Many children who fall behind in reading have dyslexia, which is a neurological condition that makes it difficult to pull apart the sounds of words, which means learning to read and learning a foreign language can be difficult. It is not an intellectual disability.
Additionally, an increasing amount of evidence shows that the dyslexic brain has distinct advantages that enable it to perceive the world differently. In Connecticut, dyslexia is not a defined disability. Instead, children can receive services under the “learning disabled” category, or LD. More children receive special education services under LD than any other category, according to the U.S. Department of Education.
Children who are gifted and yet learning disabled are often called twice-exceptional students, and school districts have struggled to teach many of these children throughout history. Albert Einstein is an example.
Einstein mastered visual and spatial reasoning and problem-solving, but he was a notoriously difficult student who acted out in class, was a poor speller and often had failing grades. Thomas Edison is another example of a twice exceptional student.
Dr. Sally Shaywitz, co-director of the Yale Center for Dyslexia and Creativity, has been actively lobbying Congress to create a law that defines dyslexia and indicates how various treatments compare to each other.
“The gap isn’t between our knowledge and needing to have more knowledge,” Shaywitz said. “The gap is having the knowledge and acting on it. We’re not acting on it.”
Legislators have been listening. In 2012, the House of Representatives created the Bipartisan Congressional Dyslexia Caucus to educate other congressmen and advance policies “that break down barriers faced by dyslexics.”
Many school districts fail to understand dyslexia and all its intricacies, Shaywitz said.
Verre has now confirmed what some parents have been saying for several years, that Darien’s special education reading program needs improvement.
Parent Kit Savage pointed to a flawed reading curriculum that doesn’t focus enough time on phonics, which is the study of the sounds of letters and various combinations. The Orton-Gillingham and Lindamood-Bell methods are phonics-based teaching tools used by many public and private schools and can be applied with little financial investment, proponents say.
SRBI and reading
When children fall behind in class, they are often given extra help in the form of SRBI. This intervention program involves more one-on-one instruction, yet Darien’s SRBI program was found to be riddled with problems during the 2012-13 school year.

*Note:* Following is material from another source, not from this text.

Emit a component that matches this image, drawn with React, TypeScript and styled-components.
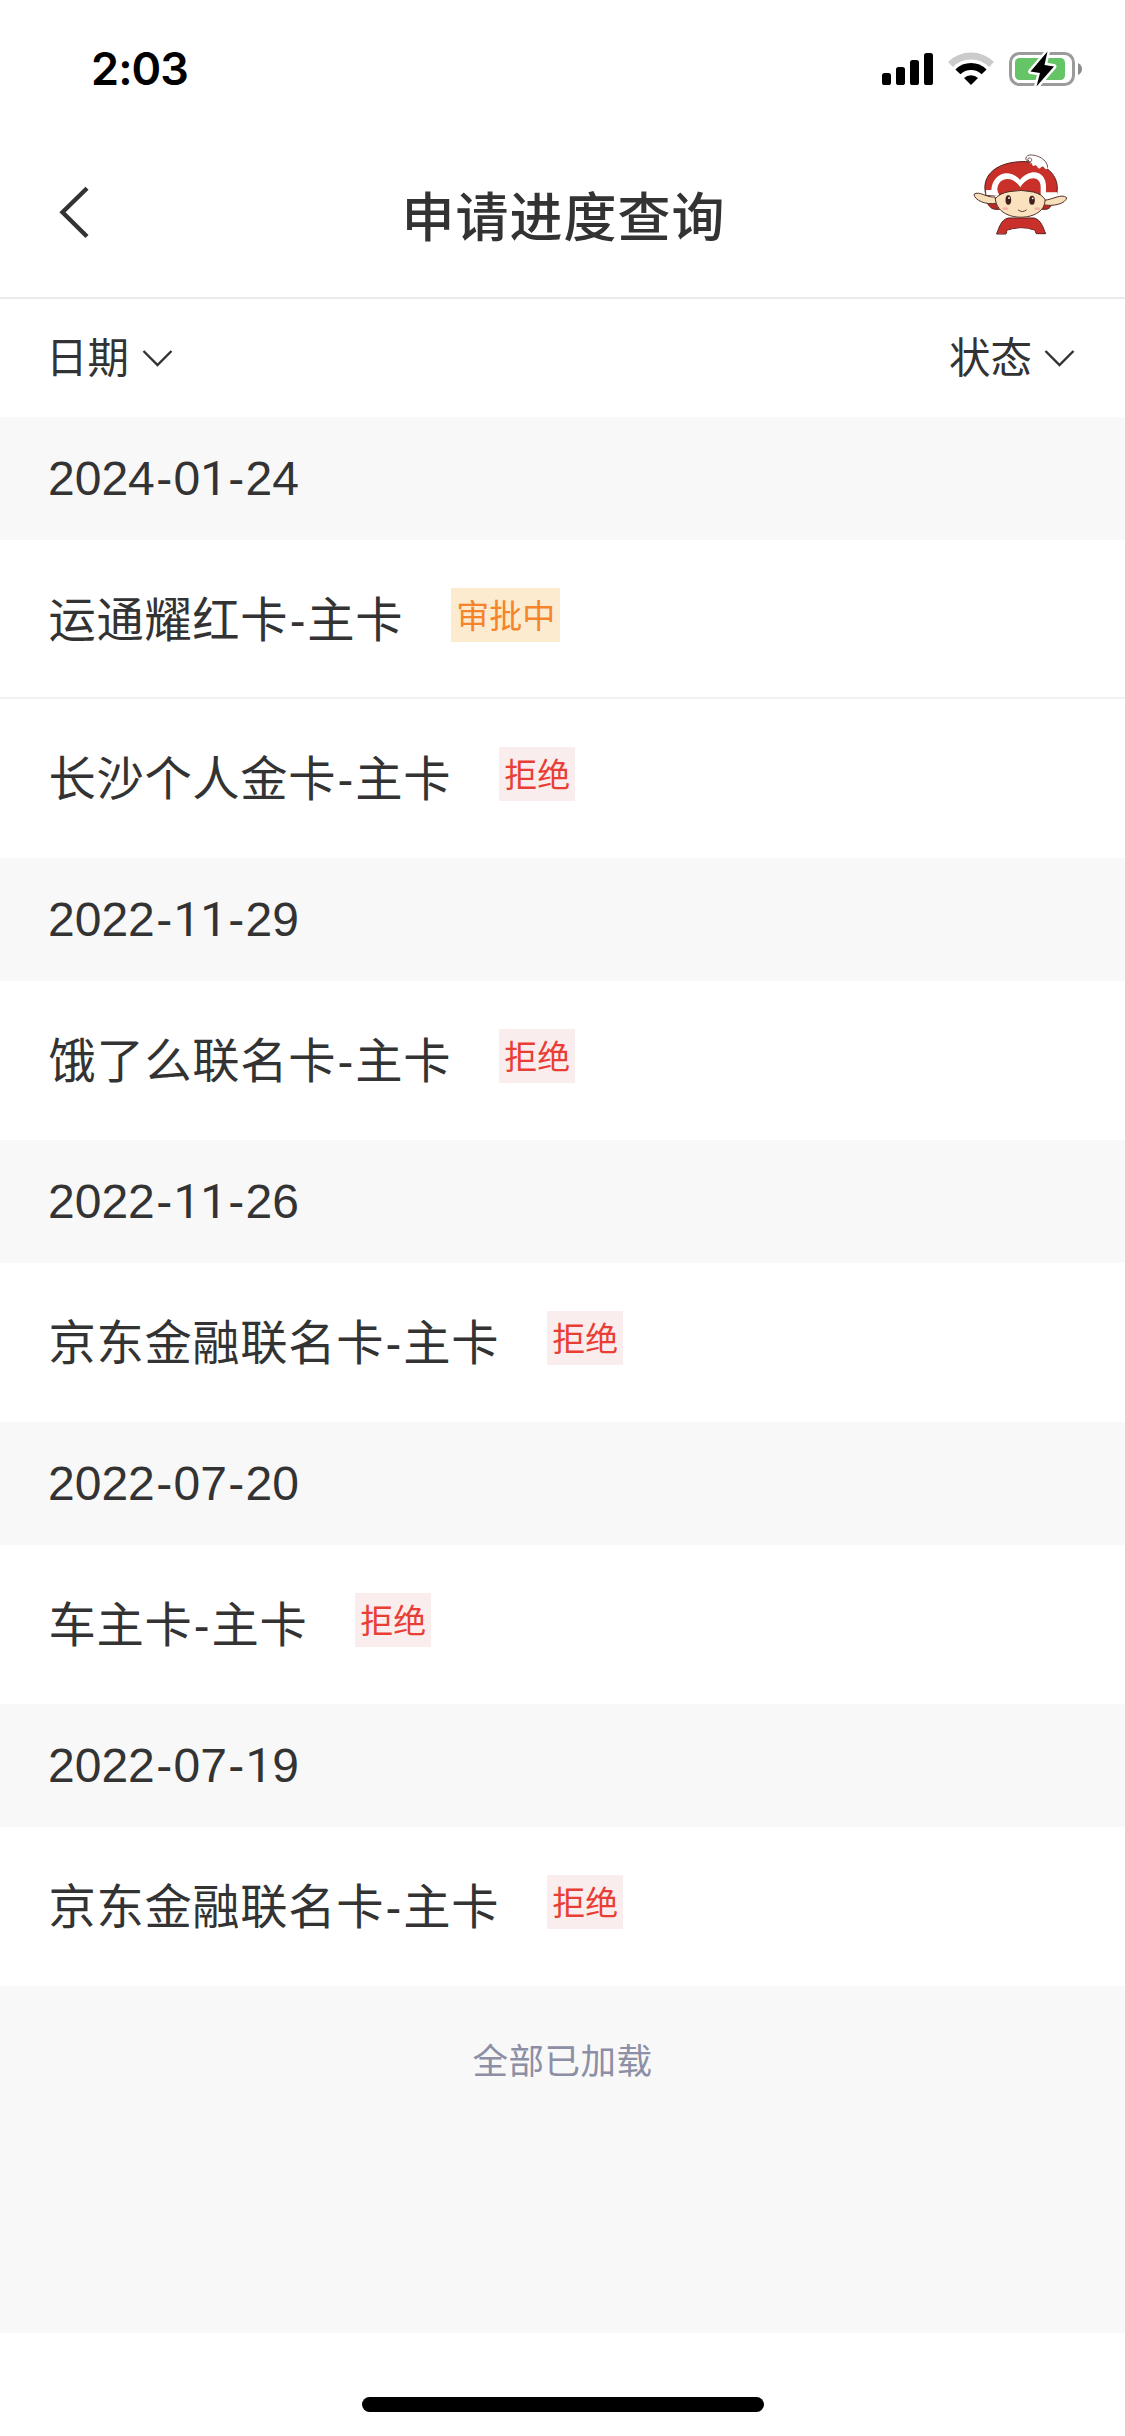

Attorney Sue Gamm found that both staff and parents were not clear about SRBI procedures, and that the district had no SRBI manual. Darien did not follow state guidelines for best practices in implementing SRBI, and had no data to show if SRBI was working. Gamm found that SRBI might have been used to delay providing services to children with disabilities. This delay can lead to behavior problems for some children, who act out as they fall behind, experts say. This can then affect the education of all children in the classroom, as the behavior problems can be disruptive.

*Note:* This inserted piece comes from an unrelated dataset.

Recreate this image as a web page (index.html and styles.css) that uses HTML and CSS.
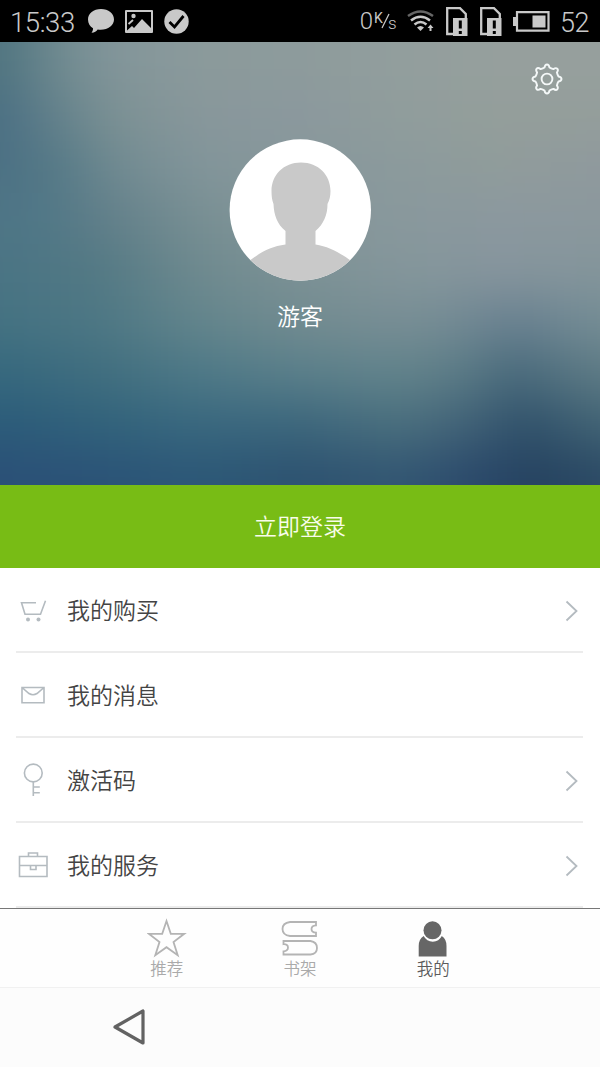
FILE: index.html
```
<!DOCTYPE html>
<html lang="zh-CN">
<head>
<meta charset="utf-8">
<title>我的</title>
<link rel="stylesheet" href="styles.css">
</head>
<body>
<div class="screen">
  <header class="status">
    <div class="status-left">
      <span class="clock">15:33</span>
      <svg class="i-chat" width="28" height="26" viewBox="0 0 28 26"><path d="M14 1C6.500 1 1 5.500 1 11.500c0 4 2 7 5 8.700 0 2-.5 3.300-1.500 4.600 3 0 5-1.600 6.200-3.300 9 1.300 16.300-3.500 16.300-10C27 5.500 21.500 1 14 1z" fill="#c9c9c9"/></svg>
      <svg class="i-pic" width="28" height="23" viewBox="0 0 28 23"><path fill="#c9c9c9" fill-rule="evenodd" d="M1 0h26q1 0 1 1v21q0 1-1 1H1q-1 0-1-1V1q0-1 1-1zM2 2v18.500l5-4.500 2 2 8-9 9 9V2z"/><circle cx="8.500" cy="6" r="2.200" fill="#c9c9c9"/><path d="M3.500 14l4.500-4" stroke="#c9c9c9" stroke-width="1.800"/></svg>
      <svg class="i-ok" width="25" height="25" viewBox="0 0 25 25"><circle cx="12.500" cy="12.500" r="12.200" fill="#c9c9c9"/><path d="M5.500 13l5 5 9-11" fill="none" stroke="#000" stroke-width="2.800"/></svg>
    </div>
    <div class="status-right">
      <span class="rate">0</span>
      <span class="unit"><span class="unit-k">K</span><svg width="9" height="16" viewBox="0 0 9 16"><path d="M1 15L8 1" stroke="#c9c9c9" stroke-width="1.300"/></svg><span class="unit-s">s</span></span>
      <svg class="i-wifi" width="28" height="22" viewBox="0 0 28 22" fill="none" stroke-width="2.500"><path d="M1 6Q13.500-3 26 6" stroke="#666"/><path d="M4 10.500Q13.500 3 23 10.500M7.500 14.500Q13.500 9.500 19.500 14.500" stroke="#c9c9c9"/><path d="M10 17.500Q13.500 14.500 17 17.500L13.500 21z" fill="#c9c9c9"/><path d="M23.500 14.500l3 3.500h-2v3h-2v-3h-2z" fill="#c9c9c9"/></svg>
      <svg class="i-sim" width="22" height="29" viewBox="0 0 22 29"><path d="M7 27H1.200V1.200H14L19.800 7v6" fill="none" stroke="#c9c9c9" stroke-width="2.300"/><path d="M7 11h14.500v18H7z" fill="#c9c9c9"/><path d="M14.300 13.500v8M14.300 24v3" stroke="#000" stroke-width="3"/></svg>
      <svg class="i-sim" width="22" height="29" viewBox="0 0 22 29"><path d="M7 27H1.200V1.200H14L19.800 7v6" fill="none" stroke="#c9c9c9" stroke-width="2.300"/><path d="M7 11h14.500v18H7z" fill="#c9c9c9"/><path d="M14.300 13.500v8M14.300 24v3" stroke="#000" stroke-width="3"/></svg>
      <svg class="i-bat" width="37" height="21" viewBox="0 0 37 21"><path d="M4 1.200h31.500v18.500H4z" fill="none" stroke="#c9c9c9" stroke-width="2.200"/><path d="M0 6h4v9H0zM19.500 4.500h13v12h-13z" fill="#c9c9c9"/></svg>
      <span class="level">52</span>
    </div>
  </header>

  <section class="profile">
    <div class="backdrop">
      <div class="band b1"></div><div class="band b2"></div><div class="band b3"></div>
      <div class="band b4"></div><div class="band b5"></div><div class="band b6"></div>
      <div class="band b7"></div><div class="band b8"></div><div class="band b9"></div>
    </div>
    <div class="tools">
      <svg width="32" height="32" viewBox="-16 -16 32 32" fill="none" stroke="#f4f8f8" stroke-width="1.900" stroke-linejoin="round"><circle r="5.400"/><path d="M-2.500-11.500Q-2-14.500 0-14.500T2.500-11.500Q4-10.500 6.400-9.900Q8.900-11.600 10.300-10.300T9.900-6.400Q10.500-4 11.500-2.500Q14.500-2 14.500 0T11.500 2.500Q10.500 4 9.900 6.400Q11.600 8.900 10.300 10.300T6.400 9.900Q4 10.500 2.500 11.500Q2 14.500 0 14.500T-2.500 11.500Q-4 10.500-6.400 9.900Q-8.900 11.600-10.300 10.300T-9.900 6.400Q-10.500 4-11.500 2.500Q-14.500 2-14.500 0T-11.500-2.500Q-10.500-4-9.900-6.400Q-11.600-8.900-10.300-10.300T-6.400-9.900Q-4-10.500-2.500-11.500z"/></svg>
    </div>
    <svg class="avatar" width="142" height="142" viewBox="0 0 142 142">
      <clipPath id="disc"><circle cx="71.300" cy="71" r="70.700"/></clipPath>
      <g clip-path="url(#disc)"><path fill="#fff" d="M0 0h142v142H0z"/><path fill="#c9c9c9" d="M72 23.500C89.500 23.500 101.500 36 101.500 52c0 5-1 9-3 13 0 11-4 20-12 27v13.500c13 2 24 8 35 16V142H20v-20c12-9 22-14.500 36.500-16.500V92C48 85 45 76 44.500 65 43 61 42.500 57 42.500 52 42.500 36 54.500 23.500 72 23.500z"/></g>
    </svg>
    <div class="name">游客</div>
  </section>

  <div class="login">立即登录</div>

  <main class="menu">
    <div class="row"><svg class="icon" width="34" height="34" viewBox="0 0 34 34"><path d="M20 9.700H5.500L9 21.200H24.500L29.500 7.800"/><circle class="wheel" cx="12" cy="26.500" r="2"/><circle class="wheel" cx="22.500" cy="26.500" r="2"/></svg><span class="label">我的购买</span><svg class="chev" width="14" height="22" viewBox="0 0 14 22"><path d="M1.500 1.500L11.500 11L1.500 20.500"/></svg></div>
    <div class="row"><svg class="icon" width="34" height="34" viewBox="0 0 34 34"><path d="M6 9.500h22v15.200H6zM6 9.500l7 6q4 2.500 8 0l7-6"/></svg><span class="label">我的消息</span></div>
    <div class="row"><svg class="icon" width="34" height="34" viewBox="0 0 34 34"><circle cx="17.300" cy="10" r="8.900"/><path d="M17.300 18.900V33M17.300 24h6.500M17.300 29.800h6.500"/></svg><span class="label">激活码</span><svg class="chev" width="14" height="22" viewBox="0 0 14 22"><path d="M1.500 1.500L11.500 11L1.500 20.500"/></svg></div>
    <div class="row"><svg class="icon" width="34" height="34" viewBox="0 0 34 34"><path d="M3.500 8.500h27.500v20H3.500zM12.500 8.500v-3.500h9v3.500M3.500 17.500h27.500M14.500 17.500v4h5.500v-4"/></svg><span class="label">我的服务</span><svg class="chev" width="14" height="22" viewBox="0 0 14 22"><path d="M1.500 1.500L11.500 11L1.500 20.500"/></svg></div>
  </main>

  <nav class="tabs">
    <div class="tab"><svg width="40" height="40" viewBox="0 0 40 40"><path d="M19.500 3L23.800 15.800H37.200L26.500 24L30.700 37.200L19.500 29.200L8.300 37.200L12.500 24L1.800 15.800H15.200z"/></svg><span>推荐</span></div>
    <div class="tab"><svg width="40" height="40" viewBox="0 0 40 40"><path d="M36 4H10Q2.500 5 2.500 11T10 18H36V14.700Q31.500 14.500 31.500 11T36 7.300zM3.500 23H30.500Q37 24 37 30T30.500 36.500H3.500V33.300Q8 33 8 29.500T3.500 26.200z"/></svg><span>书架</span></div>
    <div class="tab active"><svg width="40" height="40" viewBox="0 0 40 40"><path d="M10.700 18Q5.700 21 5.700 28V38.500H33.500V28Q33.500 21 28.800 18Q26 23.700 19.800 23.700T10.700 18z"/><circle cx="19.500" cy="12.300" r="9"/></svg><span>我的</span></div>
  </nav>

  <footer class="sysnav"><svg width="34" height="40" viewBox="0 0 34 40"><path d="M31 4V36L3 20z" fill="none" stroke="#626262" stroke-width="3.200" stroke-linejoin="round"/></svg></footer>
</div>
</body>
</html>
```
FILE: styles.css
```
* { box-sizing: border-box; }
body { margin: 0; background: #fff; font-family: "Noto Sans CJK SC", sans-serif; }
svg { display: block; flex: none; }
.screen { width: 600px; height: 1067px; display: flex; flex-direction: column; overflow: hidden; }

.status { height: 42px; flex: none; background: #000; color: #c9c9c9; display: flex; justify-content: space-between; padding: 0 11px 0 10px; font-family: Roboto, sans-serif; font-weight: 300; }
.status-left, .status-right { display: flex; align-items: center; }
.clock { font-size: 27.500px; line-height: 42px; width: 77px; padding-top: 3px; letter-spacing: -0.4px; }
.i-pic { margin-left: 10px; }
.i-ok { margin-left: 11px; }
.rate { font-size: 24px; line-height: 40px; }
.unit { display: flex; width: 23px; height: 21px; margin-left: 1px; font-size: 14px; line-height: 14px; font-weight: 400; }
.unit-k { width: 9px; }
.unit svg { margin: 2px -2px 0; }
.unit-s { padding-top: 5px; font-size: 17px; font-weight: 300; }
.i-wifi { margin-left: 10px; }
.i-sim { margin-left: 12px; }
.i-wifi + .i-sim { margin-left: 11px; }
.i-bat { margin-left: 11px; }
.level { width: 29px; margin-left: 10px; font-size: 27px; line-height: 42px; padding-top: 3px; letter-spacing: -0.5px; }

.profile { position: relative; height: 443px; flex: none; overflow: hidden; display: flex; flex-direction: column; align-items: center; color: #fff; }
.backdrop { position: absolute; top: -60px; right: -60px; bottom: -60px; left: -60px; display: flex; flex-direction: column; filter: blur(22px); }
.band { flex: 1 0 50px; }
.b1 { flex: none; height: 108px; background: linear-gradient(90deg, #4f7480 60px, #728c91 125px, #82959a 170px, #8b9a9b 260px, #8d9b9c 360px, #929e9d 460px, #969f9d 560px); }
.b2 { background: linear-gradient(90deg, #4a6f83 60px, #69858d 130px, #7c9194 175px, #88979b 260px, #8b989d 360px, #909d9c 460px, #949e9b 560px); }
.b3 { background: linear-gradient(90deg, #4b7084 60px, #567a87 120px, #708a91 175px, #82959a 260px, #87979b 360px, #8b9a9c 460px, #909c9b 560px, #8f999d 660px); }
.b4 { background: linear-gradient(90deg, #4e7586 60px, #517887 110px, #607e89 160px, #788f93 260px, #84969a 360px, #89989c 460px, #8b989f 560px, #8b989d 660px); }
.b5 { background: linear-gradient(90deg, #4a7484 60px, #537984 160px, #6f8a8f 260px, #7c9195 360px, #84969b 460px, #86959d 560px, #84959b 660px); }
.b6 { background: linear-gradient(90deg, #447282 60px, #4d7784 160px, #63858c 260px, #728b90 360px, #788e95 460px, #748b94 510px, #688090 575px, #758d95 660px); }
.b7 { background: linear-gradient(90deg, #36687e 60px, #406e7f 160px, #4e7987 260px, #5a7f8a 360px, #62838b 460px, #5b7b86 520px, #48697b 575px, #5e7b85 660px); }
.b8 { background: linear-gradient(90deg, #2b5b7a 60px, #31627b 160px, #39687f 260px, #3c667c 360px, #4a6f7e 460px, #426378 520px, #2f506a 585px, #426475 660px); }
.b9 { flex: none; height: 95px; background: linear-gradient(90deg, #2b5077 60px, #2b5377 160px, #2c5877 260px, #2d5270 360px, #335773 460px, #2a486a 540px, #25425f 600px, #2c4b66 660px); }
.tools { position: relative; align-self: stretch; display: flex; justify-content: flex-end; padding: 21px 37px 0 0; height: 97px; }
.avatar { position: relative; }
.name { position: relative; margin-top: 17px; font-size: 23px; line-height: 34px; font-weight: 350; }

.login { height: 83px; flex: none; background: #78bc15; color: #f8fceb; font-size: 23px; line-height: 81px; font-weight: 350; text-align: center; }

.menu { flex: none; height: 340px; padding: 0 17px 0 16px; }
.row { height: 85px; border-bottom: 2px solid #ececec; display: flex; align-items: center; color: #444; }
.icon { fill: none; stroke: #b4bbc0; stroke-width: 1.600px; }
.wheel { fill: #b4bbc0; stroke: none; }
.label { font-size: 23px; line-height: 34px; font-weight: 350; margin-left: 17px; padding-bottom: 1px; flex: 1; }
.chev { margin: 2px 4px 0 0; fill: none; stroke: #b4bbc0; stroke-width: 1.800px; }

.tabs { flex: none; height: 79px; border-top: 1px solid #777; display: flex; justify-content: center; background: #fefefe; }
.tab { width: 133.300px; padding-top: 9px; display: flex; flex-direction: column; align-items: center; color: #aaa; font-size: 16.500px; line-height: 20px; font-weight: 350; }
.tab svg { fill: none; stroke: #b4b4b4; stroke-width: 1.800px; }
.tab.active { color: #5c5c5c; }
.tab.active svg { fill: #666; stroke: none; }

.sysnav { flex: 1; background: #fcfcfc; border-top: 1px solid #f1f1f1; padding: 19px 0 0 112px; }
```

A draft manual was created in 2010 by Judith Pandolfo, assistant superintendent of elementary education. Gamm was not given this manual, but found it while performing a Google search during her investigation.
Earlier this year, the person who oversaw Darien’s SRBI program, Antoinette Fornshell, resigned to take a higher-paying position with Greenwich Public Schools. Currently, the state does not have a contact person for Darien for the position of SRBI coordinator.
Others who have been involved with SRBI include former director Deirdre Osypuk, assistant superintendent Pandolfo, and Liz Wesolowski, the former assistant director of elementary special education. Many parents have cited all three women as part of the problem with SRBI and special education. Osypuk and Wesolowski resigned, yet Pandolfo remains in her position.
Verre recommended setting up a working group to help the district find and develop the necessary tools to ensure all children are learning to read appropriately.
The special education subcommittee also discussed whether placement teams were still writing “as needed” on children’s education plans. Carleen Wood, assistant director of special education, told the committee that teachers have been informed to not write that phrase in education plans, or IEPs.
Verre said services can be provided “as needed,” but that it should not be written on the IEP. This plan is supposed to have time-sensitive goals and cannot have ambiguous phrases. However, the effectiveness of some kinds of assistance cannot be measured. Verre suggested that it was fine to do more than what is on an IEP, such as providing certain immeasurable services, as long as the service doesn’t impede the implementation of the IEP.